=== Material ===

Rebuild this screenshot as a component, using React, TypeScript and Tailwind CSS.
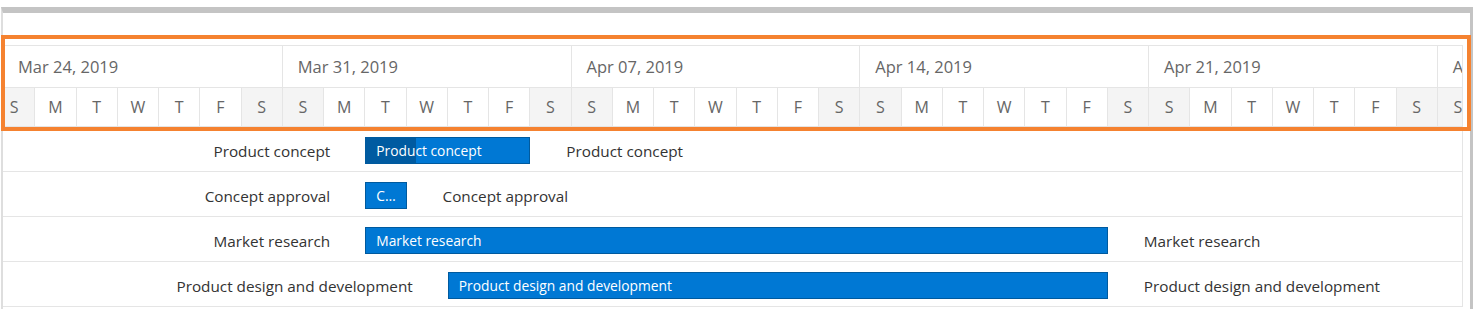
import React from "react";

const DAY = 41.25;
const DAYS = ["S", "M", "T", "W", "T", "F", "S"];
const weeks = ["Mar 24, 2019", "Mar 31, 2019", "Apr 07, 2019", "Apr 14, 2019", "Apr 21, 2019", "Apr 28, 2019"];

type Task = { name: string; start: number; end: number; progress?: number };

// start / end are day indexes counted from Sun Mar 24
const tasks: Task[] = [
  { name: "Product concept", start: 9, end: 13, progress: 50 },
  { name: "Concept approval", start: 9, end: 10 },
  { name: "Market research", start: 9, end: 27 },
  { name: "Product design and development", start: 11, end: 27 },
];

const TaskRow = ({ task }: { task: Task }) => {
  const width = (task.end - task.start) * DAY;
  return (
    <div className="flex h-[45px] items-center border-b border-[#e5e5e5] pt-[2px]">
      <span
        className="shrink-0 whitespace-nowrap pr-[35px] pt-[2px] text-right text-[15.3px] text-[#333]"
        style={{ width: task.start * DAY }}
      >
        {task.name}
      </span>
      <div
        className="relative flex h-[27px] shrink-0 items-center overflow-hidden border border-[#005a9e] bg-[#0078d4]"
        style={{ width }}
      >
        {task.progress ? (
          <div className="absolute inset-y-0 left-0 bg-[#005ba1]" style={{ width: task.progress }} />
        ) : null}
        <span className="relative truncate px-[10px] pt-[2px] text-[13.8px] text-white">{task.name}</span>
      </div>
      <span className="shrink-0 whitespace-nowrap pl-[36px] pt-[2px] text-[15.3px] text-[#333]">{task.name}</span>
    </div>
  );
};

export default function App() {
  return (
    <div
      className="relative h-[319px] w-[1473px] overflow-hidden bg-white pt-[7px] pl-[1px]"
      style={{ fontFamily: '"Open Sans", "Noto Sans", sans-serif' }}
    >
      <div className="flex w-[1472px] border-t-[6px] border-r-[3px] border-l-2 border-t-[#c4c4c4] border-r-[#c4c4c4] border-l-[#dedede] pt-[32px] pb-[2px]">
        <div className="w-[1460px] shrink-0 overflow-hidden border-r border-[#e5e5e5]">
          <div className="ml-[-9px] w-[1740px]">
            {/* header */}
            <div className="border-y border-[#e5e5e5]">
              <div className="flex h-[42px] border-b border-[#e5e5e5]">
                {weeks.map((w, i) => (
                  <div
                    key={w}
                    className={`flex w-[288.75px] shrink-0 items-center border-r border-[#e5e5e5] pt-[2px] text-[16.5px] text-[#666] ${
                      i === 0 ? "pl-[24px]" : "pl-[15px]"
                    }`}
                  >
                    {w}
                  </div>
                ))}
              </div>
              <div className="flex h-[38px]">
                {weeks.map((w) =>
                  DAYS.map((d, j) => (
                    <div
                      key={w + j}
                      className={`flex w-[41.25px] shrink-0 items-center justify-center border-r border-[#e5e5e5] text-[16px] text-[#666] ${
                        j === 0 || j === 6 ? "bg-[#f4f4f4]" : "bg-white"
                      }`}
                    >
                      {d}
                    </div>
                  ))
                )}
              </div>
            </div>
            {/* rows */}
            {tasks.map((t) => (
              <TaskRow key={t.name} task={t} />
            ))}
          </div>
        </div>
      </div>
      {/* highlight frame around the timeline header */}
      <div className="pointer-events-none absolute top-[35px] left-[1px] h-[96px] w-[1470px] border-4 border-[#f58230]" />
    </div>
  );
}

=== Stated problem ===
The lines from the start of the data through the line that contains "string; start: number;" are to be returned exactly, please, with both ends included and every picture left out.

=== The output ===
Rebuild this screenshot as a component, using React, TypeScript and Tailwind CSS.
import React from "react";

const DAY = 41.25;
const DAYS = ["S", "M", "T", "W", "T", "F", "S"];
const weeks = ["Mar 24, 2019", "Mar 31, 2019", "Apr 07, 2019", "Apr 14, 2019", "Apr 21, 2019", "Apr 28, 2019"];

type Task = { name: string; start: number; end: number; progress?: number };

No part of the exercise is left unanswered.